◆ GOAL ◆
From the top of the records below down to the line containing "import React from", reproduce every line exactly.

(Extracted data entries)
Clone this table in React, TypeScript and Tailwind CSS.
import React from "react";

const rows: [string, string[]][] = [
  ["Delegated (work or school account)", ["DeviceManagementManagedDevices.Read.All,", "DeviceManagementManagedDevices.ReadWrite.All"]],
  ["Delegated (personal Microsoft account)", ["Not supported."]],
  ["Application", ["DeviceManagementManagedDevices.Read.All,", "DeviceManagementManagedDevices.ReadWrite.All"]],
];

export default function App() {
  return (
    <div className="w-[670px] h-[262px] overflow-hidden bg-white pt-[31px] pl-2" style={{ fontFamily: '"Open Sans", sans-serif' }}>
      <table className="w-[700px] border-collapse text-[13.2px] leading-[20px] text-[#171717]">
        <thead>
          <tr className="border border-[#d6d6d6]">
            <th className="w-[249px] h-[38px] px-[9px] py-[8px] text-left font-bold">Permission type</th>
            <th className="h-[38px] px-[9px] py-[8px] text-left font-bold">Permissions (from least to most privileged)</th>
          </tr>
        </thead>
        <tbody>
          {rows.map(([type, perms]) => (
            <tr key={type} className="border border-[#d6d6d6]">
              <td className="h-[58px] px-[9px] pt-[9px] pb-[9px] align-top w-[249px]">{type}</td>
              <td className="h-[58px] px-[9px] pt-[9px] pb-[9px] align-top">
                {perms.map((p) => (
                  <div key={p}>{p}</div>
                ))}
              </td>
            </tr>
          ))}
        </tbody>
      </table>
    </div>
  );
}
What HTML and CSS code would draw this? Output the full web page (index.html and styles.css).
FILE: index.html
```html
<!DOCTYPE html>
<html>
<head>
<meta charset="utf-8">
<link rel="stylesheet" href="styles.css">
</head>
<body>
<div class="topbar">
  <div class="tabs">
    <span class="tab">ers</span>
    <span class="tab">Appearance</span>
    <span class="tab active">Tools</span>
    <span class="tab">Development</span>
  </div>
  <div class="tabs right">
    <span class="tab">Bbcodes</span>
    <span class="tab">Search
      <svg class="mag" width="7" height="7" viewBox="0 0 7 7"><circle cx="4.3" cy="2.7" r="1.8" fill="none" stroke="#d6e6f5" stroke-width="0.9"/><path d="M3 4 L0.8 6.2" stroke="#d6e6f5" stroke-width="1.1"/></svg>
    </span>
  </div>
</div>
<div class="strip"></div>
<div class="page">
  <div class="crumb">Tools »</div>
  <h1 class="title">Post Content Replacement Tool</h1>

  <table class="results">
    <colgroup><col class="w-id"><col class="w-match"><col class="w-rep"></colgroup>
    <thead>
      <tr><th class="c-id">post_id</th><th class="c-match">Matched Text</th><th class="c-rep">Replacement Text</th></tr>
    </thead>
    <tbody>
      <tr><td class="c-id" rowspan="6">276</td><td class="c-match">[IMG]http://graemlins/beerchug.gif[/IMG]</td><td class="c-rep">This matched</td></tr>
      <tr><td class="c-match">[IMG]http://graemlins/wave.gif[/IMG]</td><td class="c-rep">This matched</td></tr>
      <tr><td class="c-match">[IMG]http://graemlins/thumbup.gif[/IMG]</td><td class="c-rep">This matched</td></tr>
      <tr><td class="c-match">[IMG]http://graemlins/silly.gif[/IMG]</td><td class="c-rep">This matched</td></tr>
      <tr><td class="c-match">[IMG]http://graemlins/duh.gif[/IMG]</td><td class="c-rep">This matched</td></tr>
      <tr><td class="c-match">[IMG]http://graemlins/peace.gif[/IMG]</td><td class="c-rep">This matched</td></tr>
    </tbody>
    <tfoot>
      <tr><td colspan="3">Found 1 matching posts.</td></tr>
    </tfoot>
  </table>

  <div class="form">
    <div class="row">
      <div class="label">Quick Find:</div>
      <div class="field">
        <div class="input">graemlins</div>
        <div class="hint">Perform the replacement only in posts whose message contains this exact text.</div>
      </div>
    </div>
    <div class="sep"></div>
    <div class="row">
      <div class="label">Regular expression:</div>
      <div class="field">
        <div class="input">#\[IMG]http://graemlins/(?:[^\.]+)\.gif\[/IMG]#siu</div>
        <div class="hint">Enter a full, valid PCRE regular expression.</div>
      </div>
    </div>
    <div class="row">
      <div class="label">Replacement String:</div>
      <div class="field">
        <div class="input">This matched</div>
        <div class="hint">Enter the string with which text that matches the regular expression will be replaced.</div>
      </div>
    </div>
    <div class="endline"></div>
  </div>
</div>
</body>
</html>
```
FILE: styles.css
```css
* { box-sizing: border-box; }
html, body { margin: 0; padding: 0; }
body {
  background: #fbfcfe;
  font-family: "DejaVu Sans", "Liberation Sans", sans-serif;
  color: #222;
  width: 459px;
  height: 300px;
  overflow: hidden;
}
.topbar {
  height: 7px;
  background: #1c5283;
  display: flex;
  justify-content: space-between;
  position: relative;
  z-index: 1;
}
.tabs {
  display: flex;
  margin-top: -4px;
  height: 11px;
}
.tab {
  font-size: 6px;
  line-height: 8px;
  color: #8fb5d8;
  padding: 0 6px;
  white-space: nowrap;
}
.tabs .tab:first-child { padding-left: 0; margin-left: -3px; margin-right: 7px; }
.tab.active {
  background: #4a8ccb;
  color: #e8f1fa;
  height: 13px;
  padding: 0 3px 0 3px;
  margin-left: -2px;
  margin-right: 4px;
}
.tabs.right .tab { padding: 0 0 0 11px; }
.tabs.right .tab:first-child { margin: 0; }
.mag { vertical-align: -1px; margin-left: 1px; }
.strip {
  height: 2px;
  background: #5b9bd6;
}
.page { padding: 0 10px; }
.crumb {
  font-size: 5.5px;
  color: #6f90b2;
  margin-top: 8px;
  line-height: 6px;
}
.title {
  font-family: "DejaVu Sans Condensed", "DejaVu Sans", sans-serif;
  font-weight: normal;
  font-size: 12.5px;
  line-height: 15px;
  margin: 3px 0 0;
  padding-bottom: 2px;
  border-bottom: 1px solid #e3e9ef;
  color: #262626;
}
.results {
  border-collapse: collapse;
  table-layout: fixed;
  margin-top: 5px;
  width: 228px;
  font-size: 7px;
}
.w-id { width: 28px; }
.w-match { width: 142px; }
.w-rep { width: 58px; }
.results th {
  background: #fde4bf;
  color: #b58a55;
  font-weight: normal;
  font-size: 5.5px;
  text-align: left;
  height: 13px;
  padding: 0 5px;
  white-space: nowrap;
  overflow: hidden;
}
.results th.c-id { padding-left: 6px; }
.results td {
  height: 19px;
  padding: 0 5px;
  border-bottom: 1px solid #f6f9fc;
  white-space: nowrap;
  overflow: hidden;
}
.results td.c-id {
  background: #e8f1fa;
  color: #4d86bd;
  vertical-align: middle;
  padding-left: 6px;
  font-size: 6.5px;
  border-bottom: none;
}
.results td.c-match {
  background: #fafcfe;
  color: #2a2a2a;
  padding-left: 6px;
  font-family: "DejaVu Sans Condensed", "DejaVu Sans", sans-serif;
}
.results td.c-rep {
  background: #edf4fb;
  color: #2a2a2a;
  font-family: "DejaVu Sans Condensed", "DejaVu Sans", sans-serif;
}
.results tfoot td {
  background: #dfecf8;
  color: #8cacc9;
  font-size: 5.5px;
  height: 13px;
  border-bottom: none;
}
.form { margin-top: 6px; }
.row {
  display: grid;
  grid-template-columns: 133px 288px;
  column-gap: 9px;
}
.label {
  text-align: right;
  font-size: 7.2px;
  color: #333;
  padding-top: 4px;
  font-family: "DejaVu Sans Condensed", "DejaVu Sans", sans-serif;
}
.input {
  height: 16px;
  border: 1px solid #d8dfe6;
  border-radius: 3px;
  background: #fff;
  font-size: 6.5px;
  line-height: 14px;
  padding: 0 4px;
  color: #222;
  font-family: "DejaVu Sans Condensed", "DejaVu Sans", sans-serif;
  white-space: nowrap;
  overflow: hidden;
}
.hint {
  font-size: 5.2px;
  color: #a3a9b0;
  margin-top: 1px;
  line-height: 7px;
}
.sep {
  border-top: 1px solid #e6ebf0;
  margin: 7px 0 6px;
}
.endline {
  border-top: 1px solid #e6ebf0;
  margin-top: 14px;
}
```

◆ THE OUTPUT ◆
Clone this table in React, TypeScript and Tailwind CSS.
import React from "react";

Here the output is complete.